Quindi, con l’apporto rivitalizzante dei giovani – nel numero realisticamente raggiungibile, non nella ottimistica misura che ci possono suggerire il mito e l’utopia – cerchiamo di mantenere ferma la passione, dentro i locali fisici dei circoli, di chi da parecchi decenni i circoli ha contribuito a fondarli e a farli vivere: gli anziani e i vecchi non devono essere emarginati.
A me piacerebbe molto che i nostri soci anziani e vecchi dedicassero il loro tempo libero a leggere regolarmente i libri presenti nelle nostre biblioteche di circolo (in generale, peraltro, molto ricche di testi) ma non li possiamo obbligare.
Una cosa però ad essi possiamo chiedere: fate i libri viventi che raccontano la storia di quel circolo. Voi lo potete fare meglio di qualsiasi libro della biblioteca. Mettetevi a disposizione per qualche ora, a turno, come viene fatto in Danimarca (ma un esperimento c’è anche a Milano), come libri “aperti” di una biblioteca umana, vivente. Raccontate la storia del circolo, quella del vostro paese, quella della Sardegna…

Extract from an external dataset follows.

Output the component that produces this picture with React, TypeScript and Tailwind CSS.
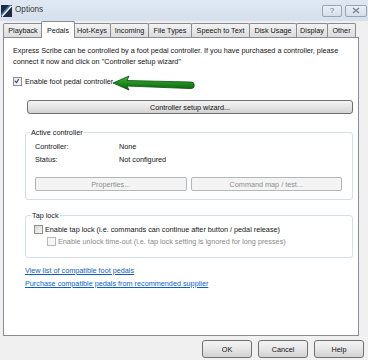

A voi, a noi auguriamo lunga vita perché – finché ci sarete, finché ci saremo – i nostri circoli non chiuderanno. Almeno come “biblioteche viventi” che magari un domani possono anche invogliare qualcuno a sfogliare i libri depositati negli scaffali. In ogni caso, in questo modo recupereremmo anche una caratteristica della nostra cultura sarda che per secoli è stata esclusivamente orale. È stato scritto: «Nella cultura orale si sa solo ciò che si ricorda e l’imperativo è dunque quello di trasmettere il sapere in modo tale da facilitare il più possibile la memorizzazione. Si spiegano così le ripetizioni (tipiche dei proverbi popolari), le tipizzazioni e gli elenchi caratteristici della tradizione orale. La cultura orale è inoltre coinvolgente, dialogica, interattiva e ha un orientamento concreto, che si riflette nel frequente uso di metafore».
E che metafora è più bella di questa in uso in Africa dove la cultura orale non ha cessato di essere dominante? Dice un vecchio proverbio africano: «Quando muore un vecchio, muore una biblioteca». Ai nostri soci anziani auguriamo lunga vita, come quella dei longevi e superlongevi (centenari e supercentenari) studiati da Luca Deiana per il progetto AKeA (“A Kent’Annos”); per gli ultimi decenni gli chiediamo di continuare a coltivare le radici sarde trasformandosi in “libri aperti”. Possono essere loro i più efficaci testimonial di un avvenire non incerto per i circoli della F.A.S.I. e in generale della possibilità di salvaguardia dell’identità sarda fuori della Sardegna; una salvaguardia, beninteso, che non deve essere fine a sé stessa ma che deve essere orientata a dare un contributo per un futuro migliore (unu mezus tempus benidore) della nostra isola.
Un progetto culturale pro su tempus benidore. In chiusura voglio ricordare che il contributo dei sardi emigrati come insieme di proposte concrete per migliorare la situazione economica e sociale dell’isola viene spesso ignorato dai sardi residenti.
Basta pensare che gli atti del Primo congresso nazionale sardo tenuto a Roma in Castel Sant’Angelo dal 10 al 15 maggio 1914 non sono mai stati ristampati. Toccherà storicamente ai sardi emigrati di oggi: 1) ristampare quelle pagine; 2) organizzare un convegno che sia occasione perché le intelligenze sarde fuori dell’isola possano confrontarsi su progetti concreti finalizzati allo sviluppo delle condizioni dell’isola sia dal punto di vista materiale che culturale; 3) pubblicare tempestivamente gli atti di questi incontri di studio; 4) proporre questi atti alla discussione in Sardegna.